Closely related to Cathey’s concerns, decline-seen-through-vignettes author Linh Dinh weighs in: (I have written before about Dinh–here and here.  If you have not, treat yourself to his travelogue-of-decay Postcards from the End of America.)

The first step is to stop thinking of yourself as an American, for there’s no America left to save, much less “make great again,” and there are no Americans left either, for if anybody can be a defacto American just by showing up, then the concept is meaningless. That’s like me landing in Tel Aviv tomorrow and declaring I’m a Jew.

Your average American hardly has a hometown, just a homepage, and his neighbors are the anonymous, pseudonymous, hasbarists and trolls he compulsively chats with. If you don’t even belong to your neighborhood, how are you the citizen of any nation?
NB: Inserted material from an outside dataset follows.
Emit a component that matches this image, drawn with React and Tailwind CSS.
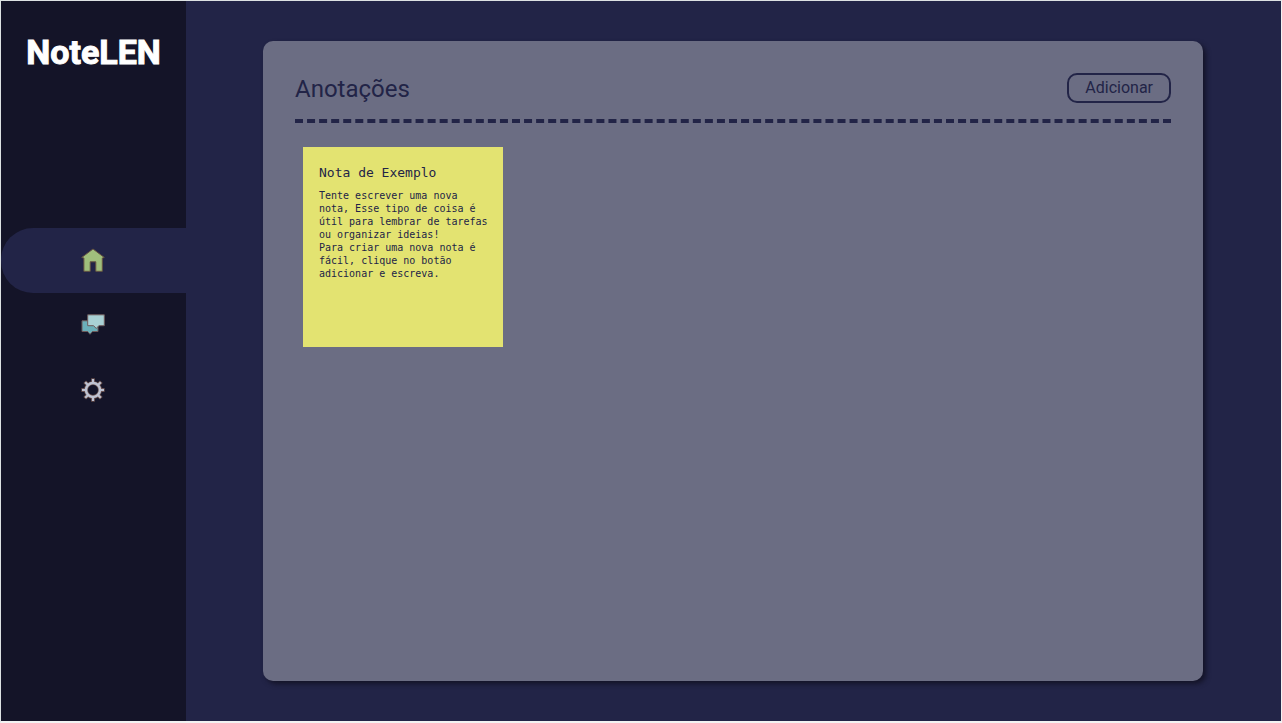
const navItems = [
  { label: "Início", icon: HomeIcon, active: true },
  { label: "Mensagens", icon: ChatIcon },
  { label: "Configurações", icon: GearIcon },
];

function HomeIcon() {
  return (
    <svg viewBox="0 0 25 25" className="size-[25px]" aria-hidden="true">
      <path
        d="M12 1 23.3 9.5 21.3 10V23.3H14.8V13.8H9.2V23.3H2.9V10L.7 9.5Z"
        fill="#a0bf7c"
        stroke="#665442"
        strokeWidth="1"
      />
    </svg>
  );
}

function ChatIcon() {
  return (
    <svg viewBox="0 0 25 25" className="size-[25px]" aria-hidden="true" stroke="#6e5a5b" strokeWidth="1">
      <path d="M1 7.8H17V18.5H11.5L9 21.3 6.6 18.5H1Z" fill="#6bafb9" />
      <path d="M6.7 1.8H23.3V12.7H17.8L15.3 15.5 12.6 12.7H6.7Z" fill="#a9d1d5" />
    </svg>
  );
}

function GearIcon() {
  const teeth = [0, 45, 90, 135, 180, 225, 270, 315];
  return (
    <svg viewBox="0 0 25 25" className="size-[25px]" aria-hidden="true">
      <g fill="none" stroke="#684f4c">
        <circle cx="12" cy="12" r="7" strokeWidth="4" />
        {teeth.map((angle) => (
          <path key={angle} d="M12 4V.3" strokeWidth="3.8" transform={`rotate(${angle} 12 12)`} />
        ))}
      </g>
      <g fill="none" stroke="#bfc3d2">
        <circle cx="12" cy="12" r="7" strokeWidth="2.5" />
        {teeth.map((angle) => (
          <path key={angle} d="M12 5V1" strokeWidth="2.2" transform={`rotate(${angle} 12 12)`} />
        ))}
      </g>
    </svg>
  );
}

function Sidebar() {
  return (
    <aside className="flex w-[185px] shrink-0 flex-col bg-[#141428]">
      <h1 className="pt-[27px] text-center font-[Roboto,sans-serif] text-[34px] leading-[48px] font-bold text-white [-webkit-text-stroke:1px_white]">
        NoteLEN
      </h1>
      <nav className="mt-[152px] flex flex-col">
        {navItems.map(({ label, icon: Icon, active }) => (
          <a
            key={label}
            href="#"
            aria-label={label}
            aria-current={active ? "page" : undefined}
            className={`flex h-[65px] items-center justify-center rounded-l-[32px] ${active ? "bg-[#222447]" : ""}`}
          >
            <Icon />
          </a>
        ))}
      </nav>
    </aside>
  );
}

function Note({ title, children }) {
  return (
    <article className="size-[200px] bg-[#e3e371] py-4 pr-3 pl-4 font-['DejaVu_Sans_Mono','Liberation_Mono',monospace] text-[#222447]">
      <h3 className="text-[13px] leading-5">{title}</h3>
      <p className="mt-1.5 text-[10px] leading-[13px]">{children}</p>
    </article>
  );
}

export default function App() {
  return (
    <div className="flex min-h-screen flex-col border border-b-2 border-[#dde2e3] border-b-[#f2f2f2] border-r-[#f2f2f2] bg-[#222447]">
      <div className="flex grow">
        <Sidebar />
        <main className="flex grow py-10 pr-[78px] pl-[77px] font-[Roboto,sans-serif] text-[#222447]">
          <section className="grow rounded-[10px] bg-[#6b6d83] p-8 shadow-[3px_3px_5px_#141428]">
            <header className="flex items-center justify-between border-b-4 border-dashed border-[#222447] pb-3.5">
              <h2 className="text-2xl leading-8">Anotações</h2>
              <button type="button" className="h-[30px] self-start rounded-[10px] border-2 border-[#222447] px-4 text-base leading-6">
                Adicionar
              </button>
            </header>
            <div className="flex flex-wrap gap-4 px-2 pt-6">
              <Note title="Nota de Exemplo">
                Tente escrever uma nova nota, Esse tipo de coisa é útil para lembrar de tarefas ou organizar ideias!
                <br />
                Para criar uma nova nota é fácil, clique no botão adicionar e escreva.
              </Note>
            </div>
          </section>
        </main>
      </div>
    </div>
  );
}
Coming full circle, Dinh advocates what Kauffman has been advocating for his entire writing career: localism. The American experiment may have been too grand to begin with; however, at least when it began, it was united, more or less, by people of a common stock and ideology. Though a nation founded upon a legal document, there was an organic cohesiveness at its inception. Such cannot be now said about the US. Not only do we not share a common vision of the common good based upon a common vision of ourselves, we glorify the mixture of incompatible visions. Granted, I know that I have grossly simplified US history, but anyone who wants to point to various grievances in the past in order to normalize the current chaos needs to wipe the obtuseness from his/her eyes.

With a son on the way, all these concerns have assumed a new profundity. Do I think that he will experience a united array of states in which to grow? I greatly doubt it. If anything, like the dying father from Cormac McCarthy’s The Road, I hope to teach my son what it means to be a virtuous man in both a country and civilization in decline–and to find a handful of people whom he can trust.